-- start Exercise input --
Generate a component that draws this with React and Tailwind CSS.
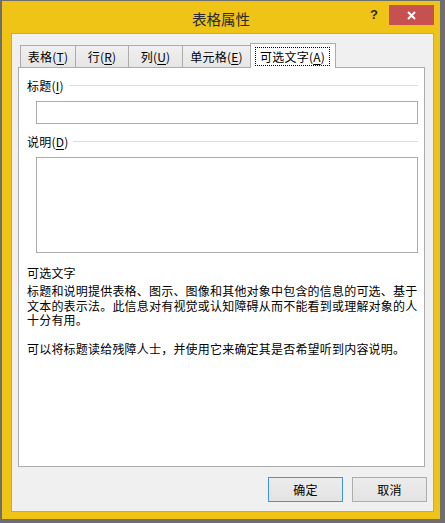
const tabs = [
  { label: '表格', key: 'T', w: 'w-[56px]' },
  { label: '行', key: 'R', w: 'w-[54px]' },
  { label: '列', key: 'U', w: 'w-[55px]' },
  { label: '单元格', key: 'E', w: 'w-[69px]' },
];

const Label = ({ text, k }) => (
  <span>
    {text}(<span className="underline underline-offset-2">{k}</span>)
  </span>
);

const App = () => {
  return (
    <div className="w-[445px] h-[523px] bg-[#6e6e6e] pl-[2px] pt-[1px] font-['Noto_Sans_CJK_SC','Noto_Sans',sans-serif] text-black">
      <div className="w-[438px] h-[518px] bg-[#efc416] flex flex-col">
        {/* title bar */}
        <div className="h-[32px] grid grid-cols-[1fr_auto_1fr]">
          <div />
          <div className="pt-[8px] text-[14.5px] leading-[20px] text-[#2b2b2b]">表格属性</div>
          <div className="flex justify-end items-start pt-[4px] pr-[6px]">
            <span className="mr-[11px] h-[20px] leading-[20px] text-[13px] font-bold text-[#2b2b2b] font-['Liberation_Sans',sans-serif]">
              ?
            </span>
            <button className="w-[45px] h-[20px] bg-[#c75050] flex items-center justify-center">
              <svg width="9" height="9" viewBox="0 0 9 9">
                <path d="M1 1L8 8M8 1L1 8" stroke="#fff" strokeWidth="2" />
              </svg>
            </button>
          </div>
        </div>

        <div className="flex-1 flex pl-[9px] pr-[6px] pb-[7px]">
          <div className="flex-1 flex flex-col border border-[#d6ae12] bg-[#f0f0f0] text-[12px] tracking-[0.2px]">
            {/* tabs */}
            <div className="flex items-end pl-[8px] pt-[9px]">
              {tabs.map((t, i) => (
                <div
                  key={t.key}
                  className={`${t.w} h-[22px] ${i > 0 ? '-ml-px' : ''} flex items-center justify-center border border-b-0 border-[#acacac] bg-gradient-to-b from-[#f0f0f0] to-[#e5e5e5] leading-[15px]`}
                >
                  <Label text={t.label} k={t.key} />
                </div>
              ))}
              <div className="-ml-px -mb-px w-[86px] h-[25px] relative z-10 bg-white border border-b-0 border-[#acacac] pl-[4px] pt-[3px]">
                <div className="w-[75px] h-[19px] border border-dotted border-black flex items-center justify-center leading-[15px]">
                  <Label text="可选文字" k="A" />
                </div>
              </div>
            </div>

            {/* panel */}
            <div className="ml-[6px] mr-[8px] h-[400px] border border-[#acacac] bg-white flex flex-col pl-[8px] pr-[6px] pt-[10px]">
              <div className="flex items-center h-[15px] leading-[15px]">
                <Label text="标题" k="I" />
                <div className="flex-1 h-px bg-[#dcdcdc] ml-[5px]" />
              </div>
              <div className="ml-[9px] mt-[8px] h-[23px] border border-[#ababab] bg-white" />

              <div className="flex items-center h-[15px] leading-[15px] mt-[10px]">
                <Label text="说明" k="D" />
                <div className="flex-1 h-px bg-[#dcdcdc] ml-[5px]" />
              </div>
              <div className="ml-[9px] mt-[8px] h-[96px] border border-[#ababab] bg-white" />

              <div className="mt-[12px] leading-[15px]">可选文字</div>
              <p className="mt-[4px] leading-[14.5px] whitespace-nowrap">
                标题和说明提供表格、图示、图像和其他对象中包含的信息的可选、基于
                <br />
                文本的表示法。此信息对有视觉或认知障碍从而不能看到或理解对象的人
                <br />
                十分有用。
              </p>
              <p className="mt-[14px] leading-[14.5px]">
                可以将标题读给残障人士，并使用它来确定其是否希望听到内容说明。
              </p>
            </div>

            {/* buttons */}
            <div className="flex justify-end gap-[9px] mt-[10px] pr-[6px]">
              <button className="w-[75px] h-[25px] border border-[#3d94e3] bg-gradient-to-b from-[#ececec] to-[#e3e3e3] leading-[15px]">
                确定
              </button>
              <button className="w-[75px] h-[25px] border border-[#adadad] bg-gradient-to-b from-[#ececec] to-[#e3e3e3] leading-[15px]">
                取消
              </button>
            </div>
          </div>
        </div>
      </div>
    </div>
  );
};

export default App;
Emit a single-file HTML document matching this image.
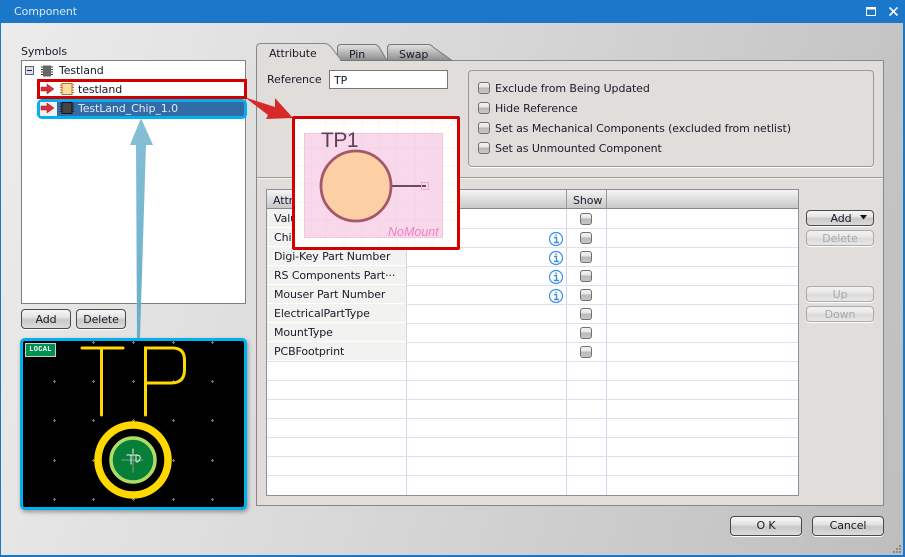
<!DOCTYPE html>
<html><head><meta charset="utf-8"><style>
html,body{margin:0;padding:0}
body{width:905px;height:557px;overflow:hidden;position:relative;font-family:"DejaVu Sans","Liberation Sans",sans-serif;font-size:11px;letter-spacing:-.1px;color:#1a1a2a}
div,span{position:absolute;box-sizing:border-box}
.t{white-space:nowrap;line-height:14px;transform:translateY(1px)}
.btn{border:1px solid #4a4a4a;border-radius:4px;background:linear-gradient(#f6f6f6 0,#e4e4e4 40%,#c8c8c8 55%,#dcdcdc 100%);text-align:center;box-shadow:0 1px 0 #fff;white-space:nowrap}
.dis{border-color:#aaa;color:#a8a8a8;background:linear-gradient(#f2f2f2 0,#e8e8e8 40%,#dadada 55%,#e8e8e8 100%)}
.cb{width:12px;height:12px;border:1px solid #707070;border-radius:3px;background:linear-gradient(#f2f2f2 0,#e6e6e6 40%,#b8b8b8 50%,#c8c8c8 100%)}
.hl{left:267px;width:531px;height:1px;background:#e0e0ea}
.lb{left:267px;width:139px;height:18px;background:#f2f2f0;padding-left:7px;line-height:19px;white-space:nowrap;overflow:hidden}
</style></head><body>
<div style="left:0;top:0;width:905px;height:557px;background:linear-gradient(105deg,#ececec 0,#d6d6d6 50%,#bebebe 100%);border:1px solid #1a77c9;border-width:0 2px 2px 1px"></div>
<div style="left:0;top:0;width:905px;height:23px;background:#1a77c9"></div>
<div class="t" style="left:14px;top:4px;color:#dce9f6;font-size:11px">Component</div>
<svg style="position:absolute;left:860px;top:0" width="45" height="23"><path d="M6.500 7.500h9v8h-9z" fill="none" stroke="#fff"/><path d="M6 8.500h10" stroke="#fff" stroke-width="2"/><path d="M29.500 7.500l8 8M37.500 7.500l-8 8" stroke="#fff" stroke-width="1.600"/></svg>

<div class="t" style="left:21px;top:44px">Symbols</div>
<div style="left:21px;top:60px;width:225px;height:244px;background:#fff;border:1px solid #808080"></div>
<div style="left:25px;top:66px;width:9px;height:9px;border:1px solid #567;background:#dde"></div>
<div style="left:27px;top:70px;width:5px;height:1px;background:#223"></div>
<svg style="position:absolute;left:40px;top:64px" width="14" height="14"><rect x="3" y="1.500" width="8" height="11" fill="#666"/><path d="M1 3h2M1 5.500h2M1 8h2M1 10.500h2M11 3h2M11 5.500h2M11 8h2M11 10.500h2" stroke="#333"/></svg>
<div class="t" style="left:59px;top:63px">Testland</div>

<div style="left:37px;top:99px;width:210px;height:20px;background:#326ca6;border:3px solid #00b0f0;border-radius:5px"></div>
<div style="left:40px;top:102px;width:17px;height:14px;background:#f0f0f0"></div>
<div style="left:37px;top:79px;width:210px;height:20px;background:#fff;border:3px solid #d40000"></div>
<svg style="position:absolute;left:40px;top:82px" width="16" height="32"><path d="M1 5h6V2l7 5-7 5V9H1z" fill="#d8303a" stroke="#a01820" stroke-width=".5"/><path d="M1 24h6v-3l7 5-7 5v-3H1z" fill="#d8303a" stroke="#a01820" stroke-width=".5"/></svg>
<svg style="position:absolute;left:59px;top:82px" width="16" height="34"><rect x="3" y="1.500" width="10" height="11" fill="#f8dca0" stroke="#b07830"/><path d="M1 3h2M1 5.500h2M1 8h2M1 10.500h2M13 3h2M13 5.500h2M13 8h2M13 10.500h2" stroke="#d86a20"/><rect x="3" y="20.500" width="10" height="11" fill="#444" stroke="#111"/><path d="M1 22h2M1 24.500h2M1 27h2M1 29.500h2M13 22h2M13 24.500h2M13 27h2M13 29.500h2" stroke="#222"/></svg>
<div class="t" style="left:78px;top:82px">testland</div>
<div class="t" style="left:78px;top:101px;color:#dfe8f2">TestLand_Chip_1.0</div>

<div class="btn" style="left:21px;top:309px;width:50px;height:20px;line-height:20px">Add</div>
<div class="btn" style="left:76px;top:309px;width:50px;height:20px;line-height:20px">Delete</div>

<!-- main panel -->
<div style="left:256px;top:60px;width:628px;height:446px;background:#e0dddb;border:1px solid #888"></div>
<svg style="position:absolute;left:256px;top:42px" width="200" height="20"><defs><linearGradient id="tg" x1="0" y1="0" x2="0" y2="1"><stop offset="0" stop-color="#e4e4e4"/><stop offset="1" stop-color="#8c8c8c"/></linearGradient></defs>
<path d="M81.500 18.500V6Q81.500 2.500 85 2.500H118Q121 2.500 123 5L131 18.500z" fill="url(#tg)" stroke="#777"/>
<path d="M131.500 18.500V6Q131.500 2.500 135 2.500H172Q175 2.500 177 5L196 18.500z" fill="url(#tg)" stroke="#777"/>
<path d="M.5 18.500V6Q.5 1.500 5 1.500H69Q72 1.500 75 5L85 18" fill="#e0dddb" stroke="#888"/><path d="M1 18h83v2H1z" fill="#e0dddb"/></svg>
<div class="t" style="left:269px;top:46px">Attribute</div>
<div class="t" style="left:349px;top:47px">Pin</div>
<div class="t" style="left:399px;top:47px">Swap</div>

<div class="t" style="left:267px;top:72px">Reference</div>
<div style="left:329px;top:70px;width:119px;height:19px;background:#fff;border:1px solid #777"></div>
<div class="t" style="left:334px;top:73px">TP</div>

<div style="left:468px;top:70px;width:406px;height:97px;border:1px solid #999;border-radius:4px;box-shadow:0 1px 0 #fff"></div>
<div class="cb" style="left:478px;top:82px"></div><div class="t" style="left:495px;top:81px">Exclude from Being Updated</div>
<div class="cb" style="left:478px;top:102px"></div><div class="t" style="left:495px;top:101px">Hide Reference</div>
<div class="cb" style="left:478px;top:122px"></div><div class="t" style="left:495px;top:121px">Set as Mechanical Components (excluded from netlist)</div>
<div class="cb" style="left:478px;top:142px"></div><div class="t" style="left:495px;top:141px">Set as Unmounted Component</div>
<div style="left:257px;top:177px;width:626px;height:1px;background:#999"></div>
<div style="left:257px;top:178px;width:626px;height:1px;background:#f4f4f4"></div>

<!-- table -->
<div style="left:266px;top:189px;width:533px;height:307px;background:#fff;border:1px solid #8890a0"></div>
<div style="left:267px;top:190px;width:531px;height:19px;background:linear-gradient(#f4f4f4,#c8c8c8);border-bottom:1px solid #888"></div>
<div class="t" style="left:273px;top:193px">Attribute</div>
<div class="t" style="left:573px;top:193px">Show</div>
<div style="left:566px;top:190px;width:1px;height:19px;background:#999"></div>
<div style="left:606px;top:190px;width:1px;height:19px;background:#999"></div>
<div style="left:406px;top:209px;width:1px;height:286px;background:#d4d4e6"></div>
<div style="left:566px;top:209px;width:1px;height:286px;background:#d4d4e6"></div>
<div style="left:606px;top:209px;width:1px;height:286px;background:#d4d4e6"></div>
<div class="hl" style="top:228px"></div><div class="hl" style="top:247px"></div><div class="hl" style="top:266px"></div><div class="hl" style="top:285px"></div><div class="hl" style="top:304px"></div><div class="hl" style="top:323px"></div><div class="hl" style="top:342px"></div><div class="hl" style="top:361px"></div><div class="hl" style="top:380px"></div><div class="hl" style="top:399px"></div><div class="hl" style="top:418px"></div><div class="hl" style="top:437px"></div><div class="hl" style="top:456px"></div><div class="hl" style="top:475px"></div>
<div class="lb" style="top:209px">Value</div>
<div class="lb" style="top:228px">Chip Part Number</div>
<div class="lb" style="top:247px">Digi-Key Part Number</div>
<div class="lb" style="top:266px">RS Components Part···</div>
<div class="lb" style="top:285px">Mouser Part Number</div>
<div class="lb" style="top:304px">ElectricalPartType</div>
<div class="lb" style="top:323px">MountType</div>
<div class="lb" style="top:342px">PCBFootprint</div>
<div class="cb" style="left:580px;top:213px"></div><div class="cb" style="left:580px;top:232px"></div><div class="cb" style="left:580px;top:251px"></div><div class="cb" style="left:580px;top:270px"></div><div class="cb" style="left:580px;top:289px"></div><div class="cb" style="left:580px;top:308px"></div><div class="cb" style="left:580px;top:327px"></div><div class="cb" style="left:580px;top:346px"></div>
<svg style="position:absolute;left:548px;top:231px" width="16" height="72" fill="none" stroke="#3b8ee8" stroke-width="1.200"><g><circle cx="8" cy="8" r="6.500"/><path d="M6 6.500h2.500v5M6 11.500h5M8 3.500v1.500" stroke-width="1.400"/></g><g transform="translate(0,19)"><circle cx="8" cy="8" r="6.500"/><path d="M6 6.500h2.500v5M6 11.500h5M8 3.500v1.500" stroke-width="1.400"/></g><g transform="translate(0,38)"><circle cx="8" cy="8" r="6.500"/><path d="M6 6.500h2.500v5M6 11.500h5M8 3.500v1.500" stroke-width="1.400"/></g><g transform="translate(0,57)"><circle cx="8" cy="8" r="6.500"/><path d="M6 6.500h2.500v5M6 11.500h5M8 3.500v1.500" stroke-width="1.400"/></g></svg>

<div class="btn" style="left:806px;top:210px;width:68px;height:16px;line-height:16px;padding-left:2px">Add</div>
<svg style="position:absolute;left:860px;top:215px" width="9" height="6"><path d="M0 0h7L3.500 4.500z" fill="#111"/></svg>
<div class="btn dis" style="left:806px;top:230px;width:68px;height:16px;line-height:15px">Delete</div>
<div class="btn dis" style="left:806px;top:286px;width:68px;height:16px;line-height:15px">Up</div>
<div class="btn dis" style="left:806px;top:306px;width:68px;height:16px;line-height:15px">Down</div>
<div class="btn" style="left:730px;top:516px;width:72px;height:20px;line-height:18px">O K</div>
<div class="btn" style="left:812px;top:516px;width:72px;height:20px;line-height:18px">Cancel</div>
<svg style="position:absolute;left:892px;top:544px" width="10" height="10" fill="#888"><rect x="7" y="1" width="2" height="2"/><rect x="4" y="4" width="2" height="2"/><rect x="7" y="4" width="2" height="2"/><rect x="1" y="7" width="2" height="2"/><rect x="4" y="7" width="2" height="2"/><rect x="7" y="7" width="2" height="2"/></svg>

<!-- PCB preview -->
<div style="left:20px;top:338px;width:227px;height:172px;background:#000;border:3px solid #00b0f0;border-radius:5px;box-shadow:1px 2px 4px rgba(0,0,0,.35)"></div>
<svg style="position:absolute;left:23px;top:341px" width="221" height="166" shape-rendering="crispEdges">
<g stroke="#777"><path d="M70.500 0v3M69 1.500h3M110.500 0v3M109 1.500h3M150.500 0v3M149 1.500h3M189.500 0v3M188 1.500h3"/>
<path d="M31.500 39v3M30 40.500h3M70.500 39v3M69 40.500h3M110.500 39v3M109 40.500h3M150.500 39v3M149 40.500h3M189.500 39v3M188 40.500h3"/>
<path d="M31.500 78v3M30 79.500h3M70.500 78v3M69 79.500h3M110.500 78v3M109 79.500h3M150.500 78v3M149 79.500h3M189.500 78v3M188 79.500h3"/>
<path d="M31.500 118v3M30 119.500h3M70.500 118v3M69 119.500h3M150.500 118v3M149 119.500h3M189.500 118v3M188 119.500h3"/>
<path d="M31.500 157v3M30 158.500h3M70.500 157v3M69 158.500h3M110.500 157v3M109 158.500h3M150.500 157v3M149 158.500h3M189.500 157v3M188 158.500h3"/></g>
<g shape-rendering="auto" fill="none" stroke-linecap="round">
<path d="M59 7h41M78.500 7v67M122.500 74V7h27Q161.500 7 161.500 19V29Q161.500 42 148 42H122.500" stroke="#ffd800" stroke-width="3"/>
<circle cx="110" cy="119" r="35" stroke="#ffd800" stroke-width="7.500"/>
<circle cx="110" cy="119" r="22" fill="#077f38" stroke="#b0dc64" stroke-width="3.500"/>
<path d="M99 119h21M110 109v22" stroke="#8a9a90" stroke-width="1"/>
<path d="M104 114h8M108 114v10M113 114q5 0 4 4q-1 3-4 3v-7M110 108v5" stroke="#fff" stroke-width="1" stroke-dasharray="1.500 1"/>
</g></svg>
<div style="left:25px;top:343px;width:31px;height:14px;background:#009050;border:1px solid #ccc;color:#fff;font:bold 7px/12px 'Liberation Mono',monospace;text-align:center;letter-spacing:.3px">LOCAL</div>

<!-- arrows -->
<svg style="position:absolute;left:120px;top:110px" width="200" height="235"><defs><linearGradient id="g" x1="0" y1="0" x2="0" y2="1"><stop offset="0" stop-color="#80bcd4"/><stop offset="1" stop-color="#60aac8"/></linearGradient></defs><path d="M21 8L33 35H26L20 228H17L16 35H10z" fill="url(#g)" opacity=".95"/></svg>
<svg style="position:absolute;left:245px;top:95px" width="60" height="30"><path d="M2 3L30 12V3L48 23 21 24 23 20 2 4z" fill="#d62a2a"/></svg>

<!-- popup -->
<div style="left:292px;top:116px;width:168px;height:134px;background:#fff;border:3px solid #d40000;border-radius:2px"></div>
<div style="left:304px;top:133px;width:139px;height:105px;background:#fad8ec;border:1px dotted #f4b0d6"></div>
<svg style="position:absolute;left:295px;top:120px" width="162" height="127" fill="none">
<path d="M31 0V127M49 0V127M67 0V127M84 0V127M102 0V127M120 0V127M137 0V127M0 28H162M0 46H162M0 64H162M0 82H162M0 100H162" stroke="#bbb" stroke-opacity=".12"/>
<path d="M96 66H131" stroke="#6a4a62" stroke-width="2"/>
<rect x="126.500" y="62.500" width="7" height="7" stroke="#f4a8d0"/>
<circle cx="61" cy="66" r="35" fill="#fcd0a4" stroke="#a4586c" stroke-width="2.800"/>
</svg>
<div class="t" style="left:321px;top:129px;font:21px/22px 'Liberation Sans',sans-serif;letter-spacing:-.5px;color:#5c4058">TP1</div>
<div class="t" style="left:388px;top:224px;font:italic 12.500px/14px 'Liberation Sans',sans-serif;letter-spacing:0;color:#f080c0">NoMount</div>
</body></html>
-- end Exercise input --
Your goal> Show all lines in the entries above where the string "this" appears.

Result below>
Generate a component that draws this with React and Tailwind CSS.
Emit a single-file HTML document matching this image.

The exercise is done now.